« L’écriture est discipline. Elle est renoncement au bonheur, aux joies du quotidien. On ne peut chercher à guérir ou à se consoler. On doit au contraire cultiver ses chagrins comme les laborantins cultivent des bactéries dans des bocaux de verre. Il faut rouvrir ses cicatrices, remuer les souvenirs, raviver les hontes et les vieux sanglots. Pour écrire, il faut se refuser aux autres, leur refuser votre présence, votre tendresse, décevoir vos amis et vos enfants. »

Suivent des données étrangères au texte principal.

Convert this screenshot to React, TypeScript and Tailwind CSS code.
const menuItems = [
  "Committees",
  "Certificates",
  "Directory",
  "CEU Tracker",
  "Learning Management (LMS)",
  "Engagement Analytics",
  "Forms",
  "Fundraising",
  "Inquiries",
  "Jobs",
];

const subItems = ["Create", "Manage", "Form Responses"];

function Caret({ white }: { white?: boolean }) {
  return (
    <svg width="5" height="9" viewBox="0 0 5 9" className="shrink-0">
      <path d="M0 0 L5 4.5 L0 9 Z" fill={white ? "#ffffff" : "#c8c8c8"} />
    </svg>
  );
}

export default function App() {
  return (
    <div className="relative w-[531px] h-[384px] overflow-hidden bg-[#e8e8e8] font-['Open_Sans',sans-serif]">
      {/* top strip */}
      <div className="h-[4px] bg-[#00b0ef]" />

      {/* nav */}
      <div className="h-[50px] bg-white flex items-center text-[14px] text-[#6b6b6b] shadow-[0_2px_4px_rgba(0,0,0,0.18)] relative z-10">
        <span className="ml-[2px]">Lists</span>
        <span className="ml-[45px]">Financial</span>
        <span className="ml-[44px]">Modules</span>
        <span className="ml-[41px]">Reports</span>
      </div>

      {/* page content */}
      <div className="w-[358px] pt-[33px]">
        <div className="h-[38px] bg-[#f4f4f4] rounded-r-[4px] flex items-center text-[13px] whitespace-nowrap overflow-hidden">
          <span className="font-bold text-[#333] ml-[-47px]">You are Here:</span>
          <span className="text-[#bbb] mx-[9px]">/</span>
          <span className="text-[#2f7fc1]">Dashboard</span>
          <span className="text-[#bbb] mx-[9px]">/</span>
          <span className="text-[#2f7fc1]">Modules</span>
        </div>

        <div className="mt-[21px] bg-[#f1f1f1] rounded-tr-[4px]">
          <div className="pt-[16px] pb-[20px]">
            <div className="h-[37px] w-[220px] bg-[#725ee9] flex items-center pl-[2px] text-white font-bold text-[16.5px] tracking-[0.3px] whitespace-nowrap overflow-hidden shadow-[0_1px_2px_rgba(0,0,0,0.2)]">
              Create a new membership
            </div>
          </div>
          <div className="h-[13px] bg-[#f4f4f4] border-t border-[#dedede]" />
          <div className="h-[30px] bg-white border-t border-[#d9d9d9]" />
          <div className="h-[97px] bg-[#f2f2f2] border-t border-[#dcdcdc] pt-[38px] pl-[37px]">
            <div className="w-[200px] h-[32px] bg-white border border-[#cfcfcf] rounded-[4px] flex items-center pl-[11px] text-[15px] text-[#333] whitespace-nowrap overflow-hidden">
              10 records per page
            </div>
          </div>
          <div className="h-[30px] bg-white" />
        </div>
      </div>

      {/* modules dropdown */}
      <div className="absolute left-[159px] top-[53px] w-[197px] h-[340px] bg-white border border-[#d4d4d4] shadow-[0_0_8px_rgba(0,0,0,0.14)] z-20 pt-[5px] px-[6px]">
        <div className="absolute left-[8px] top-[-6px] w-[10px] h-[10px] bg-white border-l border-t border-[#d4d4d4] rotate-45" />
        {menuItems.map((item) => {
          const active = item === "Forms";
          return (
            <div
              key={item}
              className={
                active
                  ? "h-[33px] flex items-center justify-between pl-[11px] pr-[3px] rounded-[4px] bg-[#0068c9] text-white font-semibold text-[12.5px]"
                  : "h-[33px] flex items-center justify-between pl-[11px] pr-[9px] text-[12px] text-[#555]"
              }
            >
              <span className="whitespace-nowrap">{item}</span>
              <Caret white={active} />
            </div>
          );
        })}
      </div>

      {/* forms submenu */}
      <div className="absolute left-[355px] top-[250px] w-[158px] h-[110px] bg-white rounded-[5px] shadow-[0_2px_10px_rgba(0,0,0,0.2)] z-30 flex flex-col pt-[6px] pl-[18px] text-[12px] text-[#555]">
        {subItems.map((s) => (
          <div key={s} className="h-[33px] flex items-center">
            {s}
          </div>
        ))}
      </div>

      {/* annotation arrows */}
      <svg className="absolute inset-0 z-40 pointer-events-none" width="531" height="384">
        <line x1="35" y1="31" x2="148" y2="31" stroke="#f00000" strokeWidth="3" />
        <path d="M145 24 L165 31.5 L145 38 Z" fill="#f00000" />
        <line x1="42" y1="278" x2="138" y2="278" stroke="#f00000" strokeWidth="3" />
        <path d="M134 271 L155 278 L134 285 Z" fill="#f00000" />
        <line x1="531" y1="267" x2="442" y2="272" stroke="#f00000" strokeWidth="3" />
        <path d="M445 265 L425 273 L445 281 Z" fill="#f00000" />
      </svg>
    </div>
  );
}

Leïla Slimani jouit d’une grande notoriété parmi les auteurs francophones depuis son prix Goncourt avec « Chanson douce ». Elle publie ici un témoignage inspiré de son expérience de l’écriture, à la fois livre de souvenirs et réflexion sur le processus créatif. 

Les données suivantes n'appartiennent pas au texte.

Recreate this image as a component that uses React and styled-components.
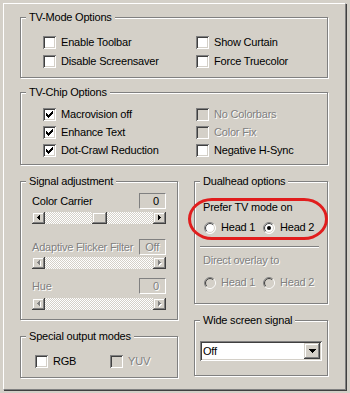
import React from "react";
import styled, { createGlobalStyle } from "styled-components";

const GlobalStyle = createGlobalStyle`
  html, body {
    margin: 0;
    padding: 0;
    background: #d4d0c8;
  }
  body {
    font-family: "Liberation Sans", Arial, sans-serif;
    font-size: 11px;
    letter-spacing: -0.2px;
    color: #000;
  }
`;

const Page = styled.div`
  width: 350px;
  height: 393px;
  box-sizing: border-box;
  padding: 3px 0 0 3px;
  background: #d4d0c8;
`;

const Frame = styled.div`
  box-sizing: border-box;
  width: 343px;
  height: 387px;
  border-left: 1px solid #fff;
  border-top: 1px solid #fff;
  border-right: 1px solid #808080;
  border-bottom: 1px solid #808080;
  box-shadow: 1px 1px 0 #404040;
  padding: 13px 0 0 16px;
  display: flex;
  flex-direction: column;
`;

const Group = styled.div`
  position: relative;
  box-sizing: border-box;
  flex: none;
  width: ${(p) => p.$w}px;
  height: ${(p) => p.$h}px;
  margin-top: ${(p) => p.$mt || 0}px;
  padding: ${(p) => p.$pad || "0"};
  border: 1px solid #808080;
  box-shadow: inset 1px 1px #fff, 1px 1px 0 #fff;
`;

const Caption = styled.span`
  position: absolute;
  top: -7px;
  left: 5px;
  padding: 0 3px;
  line-height: 13px;
  background: #d4d0c8;
  white-space: nowrap;
`;

const CheckGrid = styled.div`
  display: grid;
  grid-template-columns: 153px auto;
  grid-auto-rows: ${(p) => p.$row}px;
  align-items: center;
`;

const Row = styled.div`
  display: flex;
  align-items: center;
  margin-top: ${(p) => p.$mt || 0}px;
  margin-left: ${(p) => p.$ml || 0}px;
`;

const Text = styled.span`
  line-height: 13px;
  white-space: nowrap;
  margin-top: ${(p) => p.$mt || 0}px;
  color: ${(p) => (p.$off ? "#808080" : "#000")};
  text-shadow: ${(p) => (p.$off ? "1px 1px 0 #fff" : "none")};
`;

const sunken = `
  box-shadow: inset 1px 1px #808080, inset -1px -1px #fff,
    inset 2px 2px #404040, inset -2px -2px #d4d0c8;
`;

const raised = `
  box-shadow: inset -1px -1px #404040, inset 1px 1px #d4d0c8,
    inset -2px -2px #808080, inset 2px 2px #fff;
`;

const Box = styled.span`
  flex: none;
  box-sizing: border-box;
  width: 13px;
  height: 13px;
  display: flex;
  align-items: center;
  justify-content: center;
  background: ${(p) => (p.$off ? "#d4d0c8" : "#fff")};
  ${sunken}
`;

const Label = styled.label`
  display: flex;
  align-items: center;
  gap: 5px;
  width: ${(p) => (p.$w ? `${p.$w}px` : "auto")};
`;

const CHECK = [
  "......#",
  ".....##",
  "#...###",
  "##.###.",
  "#####..",
  ".###...",
  "..#....",
];

const pixels = (rows) =>
  rows
    .map((r, y) =>
      r
        .split("")
        .map((c, x) => (c === "#" ? `M${x} ${y}h1v1h-1z` : ""))
        .join("")
    )
    .join("");

const CheckMark = () => (
  <svg width="7" height="7" viewBox="0 0 7 7" shapeRendering="crispEdges">
    <path d={pixels(CHECK)} fill="#000" />
  </svg>
);

const CheckBox = ({ label, checked, off, w }) => (
  <Label $w={w}>
    <Box $off={off}>{checked && <CheckMark />}</Box>
    <Text $off={off}>{label}</Text>
  </Label>
);

const arc = (r, from, to) => {
  const c = 6;
  const k = 0.7071;
  const p = (s) => `${c + s[0] * r * k} ${c + s[1] * r * k}`;
  return `M${p(from)}A${r} ${r} 0 0 1 ${p(to)}`;
};

const RadioDot = ({ on, off }) => (
  <svg width="12" height="12" viewBox="0 0 12 12">
    <circle cx="6" cy="6" r="5.5" fill={off ? "#d4d0c8" : "#fff"} />
    <path d={arc(5.5, [-1, 1], [1, -1])} stroke="#808080" fill="none" />
    <path d={arc(5.5, [1, -1], [-1, 1])} stroke="#fff" fill="none" />
    <path d={arc(4.5, [-1, 1], [1, -1])} stroke="#404040" fill="none" />
    <path d={arc(4.5, [1, -1], [-1, 1])} stroke="#d4d0c8" fill="none" />
    {on && <circle cx="6" cy="6" r="2" fill="#000" />}
  </svg>
);

const Radio = ({ label, on, off, w }) => (
  <Label $w={w}>
    <RadioDot on={on} off={off} />
    <Text $off={off}>{label}</Text>
  </Label>
);

const Column = styled.div`
  display: flex;
  flex-direction: column;
  gap: 16px;
`;

const Lower = styled.div`
  display: flex;
  gap: 16px;
  margin-top: 16px;
`;

const Value = styled.span`
  box-sizing: border-box;
  width: 27px;
  height: 16px;
  padding-right: 6px;
  text-align: right;
  line-height: 14px;
  border: 1px solid;
  border-color: #808080 #fff #fff #808080;
  color: ${(p) => (p.$off ? "#808080" : "#000")};
  text-shadow: ${(p) => (p.$off ? "1px 1px 0 #fff" : "none")};
`;

const SliderHead = styled.div`
  display: flex;
  align-items: center;
  justify-content: space-between;
  height: 16px;
  margin-top: ${(p) => p.$mt}px;
`;

const Scroll = styled.div`
  display: flex;
  height: 12px;
  margin-top: ${(p) => p.$mt}px;
`;

const ArrowBtn = styled.span`
  flex: none;
  box-sizing: border-box;
  width: 13px;
  height: 12px;
  display: flex;
  align-items: center;
  justify-content: center;
  background: #d4d0c8;
  ${raised}
`;

const Track = styled.span`
  flex: 1;
  display: flex;
  background: repeating-conic-gradient(#fff 0 25%, #d4d0c8 0 50%) 0 0 / 2px 2px;
`;

const Thumb = styled.span`
  box-sizing: border-box;
  width: 15px;
  height: 12px;
  background: #d4d0c8;
  ${raised}
`;

const Arrow = ({ dir, off }) => (
  <svg width="4" height="6" viewBox="0 0 4 6" shapeRendering="crispEdges">
    {off && (
      <path
        d={dir === "l" ? "M3 1h1v5h-1zM2 2h1v3h-1zM1 3h1v1h-1z" : "M1 1h1v5h-1zM2 2h1v3h-1zM3 3h1v1h-1z"}
        fill="#fff"
      />
    )}
    <path
      d={dir === "l" ? "M2 0h1v5h-1zM1 1h1v3h-1zM0 2h1v1h-1z" : "M0 0h1v5h-1zM1 1h1v3h-1zM2 2h1v1h-1z"}
      fill={off ? "#808080" : "#000"}
    />
  </svg>
);

const ScrollBar = ({ pos, off, mt }) => (
  <Scroll $mt={mt}>
    <ArrowBtn>
      <Arrow dir="l" off={off} />
    </ArrowBtn>
    <Track>{pos != null && <Thumb style={{ marginLeft: pos }} />}</Track>
    <ArrowBtn>
      <Arrow dir="r" off={off} />
    </ArrowBtn>
  </Scroll>
);

const Slider = ({ label, value, off, pos, headMt, barMt }) => (
  <>
    <SliderHead $mt={headMt}>
      <Text $off={off}>{label}</Text>
      <Value $off={off}>{value}</Value>
    </SliderHead>
    <ScrollBar pos={pos} off={off} mt={barMt} />
  </>
);

const Stack = styled.div`
  display: flex;
  flex-direction: column;
`;

const Separator = styled.div`
  width: 119px;
  height: 0;
  margin: ${(p) => p.$m};
  border-top: 1px solid #808080;
  border-bottom: 1px solid #fff;
`;

const Highlight = styled.div`
  position: absolute;
  left: -7px;
  top: 16px;
  width: 140px;
  height: 42px;
  box-sizing: border-box;
  border: 3px solid #e11d1d;
  border-radius: 24px / 21px;
  pointer-events: none;
`;

const Select = styled.div`
  box-sizing: border-box;
  width: 122px;
  height: 20px;
  display: flex;
  align-items: center;
  justify-content: space-between;
  padding: 2px 2px 2px 3px;
  background: #fff;
  ${sunken}
`;

const DropBtn = styled.span`
  box-sizing: border-box;
  width: 16px;
  height: 16px;
  display: flex;
  align-items: center;
  justify-content: center;
  background: #d4d0c8;
  ${raised}
`;

export default function App() {
  return (
    <>
      <GlobalStyle />
      <Page>
        <Frame>
          <Group $w={308} $h={61} $pad="15px 0 0 22px">
            <Caption>TV-Mode Options</Caption>
            <CheckGrid $row={19}>
              <CheckBox label="Enable Toolbar" />
              <CheckBox label="Show Curtain" />
              <CheckBox label="Disable Screensaver" />
              <CheckBox label="Force Truecolor" />
            </CheckGrid>
          </Group>

          <Group $w={308} $h={73} $mt={14} $pad="12px 0 0 22px">
            <Caption>TV-Chip Options</Caption>
            <CheckGrid $row={18}>
              <CheckBox label="Macrovision off" checked />
              <CheckBox label="No Colorbars" off />
              <CheckBox label="Enhance Text" checked />
              <CheckBox label="Color Fix" off />
              <CheckBox label="Dot-Crawl Reduction" checked />
              <CheckBox label="Negative H-Sync" />
            </CheckGrid>
          </Group>

          <Lower>
            <Column>
              <Group $w={158} $h={139} $pad="0 11px">
                <Caption>Signal adjustment</Caption>
                <Stack>
                  <Slider label="Color Carrier" value="0" pos={47} headMt={11} barMt={3} />
                  <Slider label="Adaptive Flicker Filter" value="Off" off headMt={15} barMt={2} />
                  <Slider label="Hue" value="0" off headMt={9} barMt={4} />
                </Stack>
              </Group>
              <Group $w={158} $h={42} $pad="18px 0 0 14px">
                <Caption>Special output modes</Caption>
                <Row>
                  <CheckBox label="RGB" w={75} />
                  <CheckBox label="YUV" off />
                </Row>
              </Group>
            </Column>

            <Column>
              <Group $w={134} $h={123} $pad="19px 0 0 8px">
                <Caption>Dualhead options</Caption>
                <Highlight />
                <Stack>
                  <Text>Prefer TV mode on</Text>
                  <Row $mt={7} $ml={1}>
                    <Radio label="Head 1" w={59} />
                    <Radio label="Head 2" on />
                  </Row>
                  <Separator $m="12px 0 0 -3px" />
                  <Text $off $mt={6}>
                    Direct overlay to
                  </Text>
                  <Row $mt={9} $ml={1}>
                    <Radio label="Head 1" off w={59} />
                    <Radio label="Head 2" off />
                  </Row>
                </Stack>
              </Group>
              <Group $w={134} $h={56} $pad="20px 0 0 5px">
                <Caption>Wide screen signal</Caption>
                <Select>
                  <Text>Off</Text>
                  <DropBtn>
                    <svg width="7" height="4" viewBox="0 0 7 4" shapeRendering="crispEdges">
                      <path d="M0 0h7v1h-7zM1 1h5v1h-5zM2 2h3v1h-3zM3 3h1v1h-1z" fill="#000" />
                    </svg>
                  </DropBtn>
                </Select>
              </Group>
            </Column>
          </Lower>
        </Frame>
      </Page>
    </>
  );
}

L’auteure est en panne d’inspiration lorsqu’on lui propose de passer la nuit dans un musée vénitien afin d’en tirer une chronique. Elle se prête à l’expérience ; vit cet enfermement comme une opportunité dont elle n’est pas certaine de saisir les contours. Le lecteur est happé dans son errance alors qu’elle divague parmi les tableaux, parmi les souvenirs. Elle parle de son rapport à l’art, à la culture. Des contradictions qui l’habitent, elle l’immigrée du Maghreb qui a fait de la double appartenance le thème de nombre de ses livres. En effet, Leïla s’enferme dans un musée pour laisser une trace de cette expérience au monde; elle s’interroge alors sur la dichotomie entre le dehors et le dedans, ou manière d’aimer son pays d’origine dans les souvenirs qu’elle y a laissés, depuis l’extérieur. Par ailleurs, de nombreuses références culturelles sont citées au fil du texte.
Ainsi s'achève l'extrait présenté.